Изменить размер шрифта - +
Я спрашиваю, в чем выражаются его марксистские увлечения, и он бормочет что-то про студенческие демонстрации, а потом быстро меняет тему. Его цель — устроить студенческую революцию, как в Америке 1960-х, только главное при этом не попасть в переделку.

«А пока вот изучаю акупунктуру по вечерам», — возвращается на землю Асао.
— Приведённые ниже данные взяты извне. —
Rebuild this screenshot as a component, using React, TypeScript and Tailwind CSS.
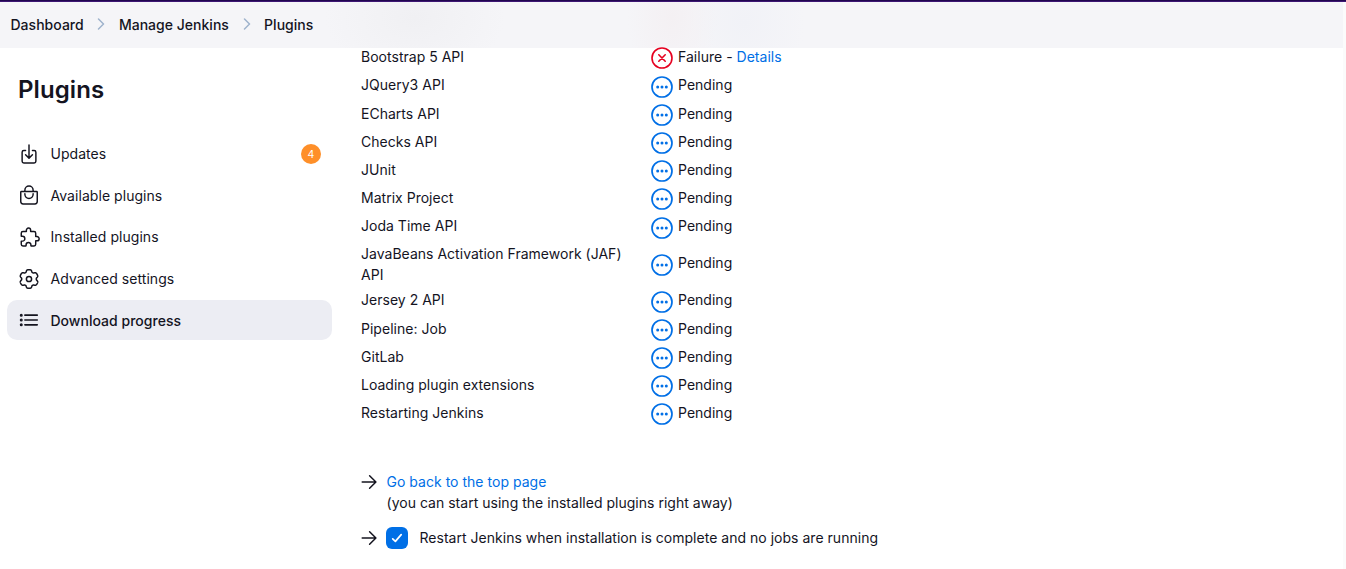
import React from "react";

type IconProps = { className?: string; children: React.ReactNode; strokeWidth?: number };

function Ion({ className = "", children, strokeWidth = 34 }: IconProps) {
  return (
    <svg viewBox="0 0 512 512" className={`shrink-0 ${className}`} fill="none" stroke="currentColor" strokeWidth={strokeWidth} strokeLinecap="round" strokeLinejoin="round">
      {children}
    </svg>
  );
}

// Six broad, rounded lobes with narrow notches between them.
const gearPath =
  Array.from({ length: 180 }, (_, i) => {
    const a = (i * Math.PI) / 90;
    const r = 8.2 + 1.15 * Math.tanh(1.8 * Math.cos(6 * (a - Math.PI / 2)) + 0.7);
    return `${i ? "L" : "M"}${(11 + r * Math.cos(a)).toFixed(2)} ${(11 + r * Math.sin(a)).toFixed(2)}`;
  }).join("") + "Z";

function Gear() {
  return (
    <svg viewBox="0 0 22 22" className="size-[22px] shrink-0" fill="none" stroke="currentColor" strokeWidth="1.5" strokeLinejoin="round">
      <path d={gearPath} />
      <circle cx="11" cy="11" r="2.6" />
    </svg>
  );
}

const tasks = [
  {
    label: "Updates",
    badge: "4",
    icon: (
      <Ion className="size-[22px]">
        <path d="M336 176h40a40 40 0 0140 40v208a40 40 0 01-40 40H136a40 40 0 01-40-40V216a40 40 0 0140-40h40" />
        <path d="M176 272l80 80 80-80M256 48v288" />
      </Ion>
    ),
  },
  {
    label: "Available plugins",
    icon: (
      <Ion className="size-[22px]">
        <path d="M80 176a16 16 0 00-16 16v216c0 30.24 25.76 56 56 56h272c30.24 0 56-24.51 56-54.75V192a16 16 0 00-16-16zM160 176v-32a96 96 0 0196-96h0a96 96 0 0196 96v32" />
        <path d="M160 224v16a96 96 0 0096 96h0a96 96 0 0096-96v-16" />
      </Ion>
    ),
  },
  {
    label: "Installed plugins",
    icon: (
      <Ion className="size-[22px]">
        <path transform="translate(28 0)" d="M413.66 246.1H386a2 2 0 01-2-2v-77.24A38.86 38.86 0 00345.14 128H267.9a2 2 0 01-2-2V98.34c0-27.14-21.5-49.86-48.64-50.33a49.53 49.53 0 00-50.4 49.51V126a2 2 0 01-2 2H87.62A39.74 39.74 0 0048 167.62V238a2 2 0 002 2h26.91c29.37 0 53.68 25.48 54.09 54.85.42 29.87-23.51 57.15-53.29 57.15H50a2 2 0 00-2 2v70.38A39.74 39.74 0 0087.62 464H158a2 2 0 002-2v-20.93c0-30.28 24.75-56.35 55-57.06 30.1-.7 57 20.31 57 50.28V462a2 2 0 002 2h71.14A38.86 38.86 0 00384 425.14v-78a2 2 0 012-2h28.48c27.63 0 49.52-22.67 49.52-50.4s-23.2-48.64-50.34-48.64z" />
      </Ion>
    ),
  },
  { label: "Advanced settings", icon: <Gear /> },
  {
    label: "Download progress",
    active: true,
    icon: (
      <Ion className="size-[22px]" strokeWidth={38}>
        <path d="M160 144h288M160 256h288M160 368h288" />
        <circle cx="76" cy="144" r="16" />
        <circle cx="76" cy="256" r="16" />
        <circle cx="76" cy="368" r="16" />
      </Ion>
    ),
  },
];

const plugins: { name: string; failed?: boolean; tall?: boolean }[] = [
  { name: "Bootstrap 5 API", failed: true },
  { name: "JQuery3 API" },
  { name: "ECharts API" },
  { name: "Checks API" },
  { name: "JUnit" },
  { name: "Matrix Project" },
  { name: "Joda Time API" },
  { name: "JavaBeans Activation Framework (JAF) API", tall: true },
  { name: "Jersey 2 API" },
  { name: "Pipeline: Job" },
  { name: "GitLab" },
  { name: "Loading plugin extensions" },
  { name: "Restarting Jenkins" },
];

function StatusIcon({ failed }: { failed?: boolean }) {
  return failed ? (
    <svg viewBox="0 0 22 22" className="mt-[3.5px] size-[22px] shrink-0 text-[#e6001f]" fill="none" stroke="currentColor" strokeWidth="1.6" strokeLinecap="round">
      <circle cx="11" cy="11" r="10" />
      <path d="M7.8 7.8l6.4 6.4M14.2 7.8l-6.4 6.4" />
    </svg>
  ) : (
    <svg viewBox="0 0 22 22" className="mt-[3.8px] size-[22px] shrink-0 text-[#006fe6]" fill="none" stroke="currentColor" strokeWidth="1.7">
      <circle cx="11" cy="11" r="10" />
      <g fill="currentColor" stroke="none">
        <circle cx="6.7" cy="11" r="1.5" />
        <circle cx="11" cy="11" r="1.5" />
        <circle cx="15.3" cy="11" r="1.5" />
      </g>
    </svg>
  );
}

function Arrow() {
  return (
    <svg viewBox="0 0 22 22" className="size-[22px] shrink-0" fill="none" stroke="currentColor" strokeWidth="1.5" strokeLinecap="round" strokeLinejoin="round">
      <path d="M11.6 4.7L17.9 11l-6.3 6.3M17.4 11H4.2" />
    </svg>
  );
}

function Chevron() {
  return (
    <svg viewBox="0 0 8 12" className="h-3 w-2 shrink-0 text-[#9fb3cc]" fill="none" stroke="currentColor" strokeWidth="1.5" strokeLinecap="round" strokeLinejoin="round">
      <path d="M1.5 1l5 5-5 5" />
    </svg>
  );
}

export default function App() {
  return (
    <div className="flex h-[569px] overflow-hidden bg-white font-['Inter',sans-serif] text-[14px] leading-[21px] tracking-[0.02px] text-[#14141f]">
      <div className="flex min-w-0 flex-1 flex-col">
        <div className="-mr-[3px] h-[2px] shrink-0 border-b border-[#3d1673] bg-[#20064f]" />
        <header className="flex h-[46px] shrink-0 items-center bg-[#f5f5f8] bg-[radial-gradient(ellipse_90px_60px_at_415px_16px,#f0f0f3,transparent),radial-gradient(ellipse_45px_70px_at_672px_16px,#f4f0f3,transparent),radial-gradient(ellipse_60px_70px_at_745px_20px,#f1f2f7,transparent)] pb-[2px] pl-[10.5px] font-medium">
          <span>Dashboard</span>
          <span className="mx-[13.6px] flex"><Chevron /></span>
          <span>Manage Jenkins</span>
          <span className="mx-[13.6px] flex"><Chevron /></span>
          <span>Plugins</span>
        </header>
        <div className="flex min-h-0 flex-1">
          <aside className="w-[332px] shrink-0 pl-[7px]">
            <h1 className="mt-[24px] pl-[11px] text-[24px] font-semibold leading-9 tracking-[0.1px]">Plugins</h1>
            <nav className="mt-[25.5px] flex flex-col gap-[1.7px]">
              {tasks.map((t) => (
                <a key={t.label} className={`flex h-10 items-center rounded-[10px] pl-[11px] pr-[11px] ${t.active ? "bg-[#ecedf3] font-medium" : "tracking-[0.05px]"}`}>
                  {t.icon}
                  <span className="ml-[10.5px] flex-1">{t.label}</span>
                  {t.badge && (
                    <span className="flex size-5 items-center justify-center rounded-full bg-[#fe8f29] pt-px text-[10.5px] text-white">{t.badge}</span>
                  )}
                </a>
              ))}
            </nav>
          </aside>
          <main className="ml-[29px] flex-1">
            <div className="-mt-[5.4px] w-[600px]">
              {plugins.map((p) => (
                <div key={p.name} className={`flex items-center ${p.tall ? "h-[46px]" : "h-[28.18px]"}`}>
                  <span className={`w-[290px] shrink-0 pr-5 ${p.tall ? "pt-[2px]" : ""}`}>{p.name}</span>
                  <StatusIcon failed={p.failed} />
                  <span className="ml-[5px]">
                    {p.failed ? (
                      <>
                        Failure - <a className="text-[#006fe6]">Details</a>
                      </>
                    ) : (
                      "Pending"
                    )}
                  </span>
                </div>
              ))}
            </div>
            <div className="mt-[44.5px] flex items-start">
              <span className="-ml-[3px] flex"><Arrow /></span>
              <p className="ml-[6.5px]">
                <a className="text-[#006fe6]">Go back to the top page</a>
                <br />
                (you can start using the installed plugins right away)
              </p>
            </div>
            <div className="mt-[13.5px] flex items-center">
              <span className="-ml-[3px] flex"><Arrow /></span>
              <span className="ml-[6px] flex size-[22px] items-center justify-center rounded-[6px] bg-[#006fe6] text-white">
                <svg viewBox="0 0 12 12" className="size-3" fill="none" stroke="currentColor" strokeWidth="1.7" strokeLinecap="round" strokeLinejoin="round">
                  <path d="M1.7 6.8L4.4 9.4 10.2 2.6" />
                </svg>
              </span>
              <span className="ml-[11.5px]">Restart Jenkins when installation is complete and no jobs are running</span>
            </div>
          </main>
        </div>
      </div>
      <div className="mt-[2px] w-[3px] shrink-0 bg-[#fbfbfb]" />
    </div>
  );
}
Получив лицензию, он должен будет отработать 2 года, а после этого уедет в Никарагуа и присоединится к армии запатистов. А еще он хочет выучить много языков и иметь собственный кабинет, где смогут бегать его дети, пока он лечит благодарных пациентов. Жену он хочет любящую, но независимую. После свадьбы и рождения детей она должна продолжать работать. Тогда у них всегда будет доход.

«А кто будет смотреть за детьми?» — спрашиваю я.

«Она, — раздраженно отвечает он. — Поэтому я и говорю, что мне нужна любящая жена».

А еще Асао хочет, чтобы она была активисткой, и при этом показывает на меня. «Такой, как ты», — заявляет он.

По странному совпадению меньше недели назад он расстался с девушкой.

«Что случилось?» — не могу сдержаться я.

«Я не мог заниматься с ней сексом», — отвечает он.

Я резко меняю тему.

Асао жил у своей девушки в качестве гостя, а теперь ему придется переехать в общежитие, делить комнату с 6 другими студентами и платить за это 230 долларов в месяц. Ему это совсем не нравится.

Я спускаюсь на кухню и готовлю Асао ужин. Потом сижу и смотрю, как он ест. В жизни не видела, чтобы человек так хлюпал. Я не смогла бы так свинячить даже под дулом пистолета. Асао прихлебывает пиво, гладит себя по животу и зажигает сигарету. Оставляю его наедине с телевизором и бутылкой саке.

 

В предрассветной темноте встречаемся с Нисида-сан на станции метро. У него есть расписание на истрепанном клочке бумаги, где написано, в каком квартале сегодня выставляют мусор. К рулю велосипеда привязана мягкая игрушечка — медведь панда. На багажнике — грязная желтая сумка с одеждой и прочим скарбом; зонтик и велосипедный насос крепко привязаны к раме. Есть еще шкафчик на вокзале, но чтобы достать или положить вещи, нужно каждый раз платить 4 доллара, поэтому он редко туда ходит. От холода защищают белые перчатки и поношенная серая куртка с меховым капюшоном Нисида-сан выглядит так, будто только что принял душ, — выдают только заспанные глаза. Ему не терпится поскорее начать.

Мы едва поспеваем за его велосипедом. Он точно знает, в какое время хозяева того или иного дома выносят мусор. В некоторых домах банки на переработку вообще не сдают — и Нисида-сан просто проносится мимо. Он усердно крутит педали, тормозит без предупреждения и пинает мусорные мешки. Пинать нужно, чтобы услышать, есть ли внутри алюминиевые банки. Проверив мешки на звук, Нисида-сан наклоняется и проверяет на ощупь: алюминий мягко хрустит в руках. Если внутри больше одной или двух банок, он слезает с велосипеда, развязывает мешок, достает банки, аккуратно завязывает узел, чтобы мусор, не дай бог, не просыпался, и едет дальше. К моему удивлению, алюминиевых банок очень мало. Кажется, японцы действительно больше любят чай — зеленый или ячменный — и спортивный напиток с малоаппетитным названием «Pocari Sweat». «Соса-Сolа» и «Рерsi» здесь не жалуют.

Мы кружим по кварталу, следуя известной лишь Нисида-сан запутанной схеме. Оказывается, по мусору о жителях домов можно очень многое выяснить: у кого была вечеринка, кто много пьет, что люди выбрасывают и отправляют в переработку. Нисида-сан знает, кто из местных выгуливает собаку перед завтраком, кто недавно поссорился, чьи дети тайком курят и по ночам убегают из дома. Он первым замечает, что кто-то из соседей купил машину, и знает, на какую именно электричку спешит вот этот служащий.